I will continue to seek the Lord’s help and check out the resources you suggested, thank you for them. I hope to write back one day with a success story of what God has done in our situation and to be an encouragment instead of a statistic. I know God is all about doing things like that! Please, if you think of us, pray! God bless…
Reblogged this on Sherri Wilson Johnson – Sharing Jesus In My Own Unique Way and commented:
Our media paints men as bumbling idiots who aren’t worthy of anything but disdain. Read on…

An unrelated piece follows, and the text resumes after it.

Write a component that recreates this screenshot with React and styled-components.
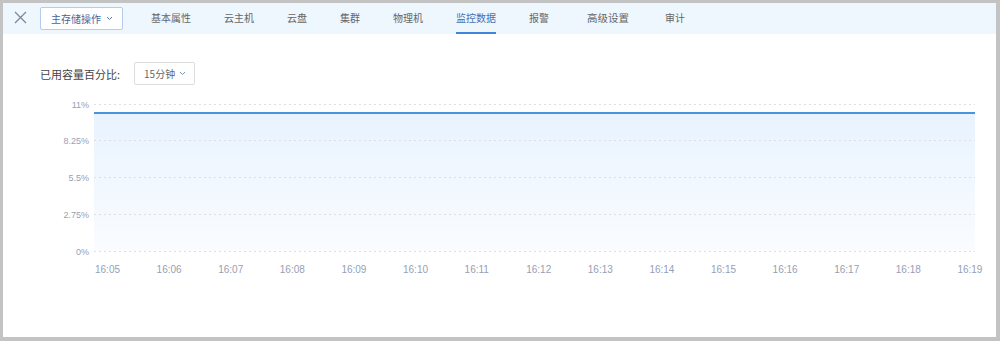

The hardest part, for me, is simply respecting and keeping my mouth shut about my feelings and needs. Trust me, in our relationship I’ve done such a poor job of expressing myself in the past that he immediately goes on the defensive even I’m being over-careful to be respectful. When I am doing a good job at showing respect, he gets very content and assumes that everything is great because he is being treated well. Showing respect to my husband, despite what all the books say, does not motivate him to show me love. It motivates him to sit back, content that all is right with the world (in a calmer moment of discussion he has admitted that this is his response to being consistently respected by me so I’m not making an empty accusation!). The dare that I face is this – Do I dare to show my husband respect knowing full well that it likely means that I will not be shown love? That’s a tough dare to live up to!
Thank you so much for letting God speak this to you today. It has spoken to me and let me see things I must change. There were so many things in it I needed to hear from the control issues to building up rather than tearing down- some ways I did not even realize that I was tearing down. Thank you for speaking TRUTH!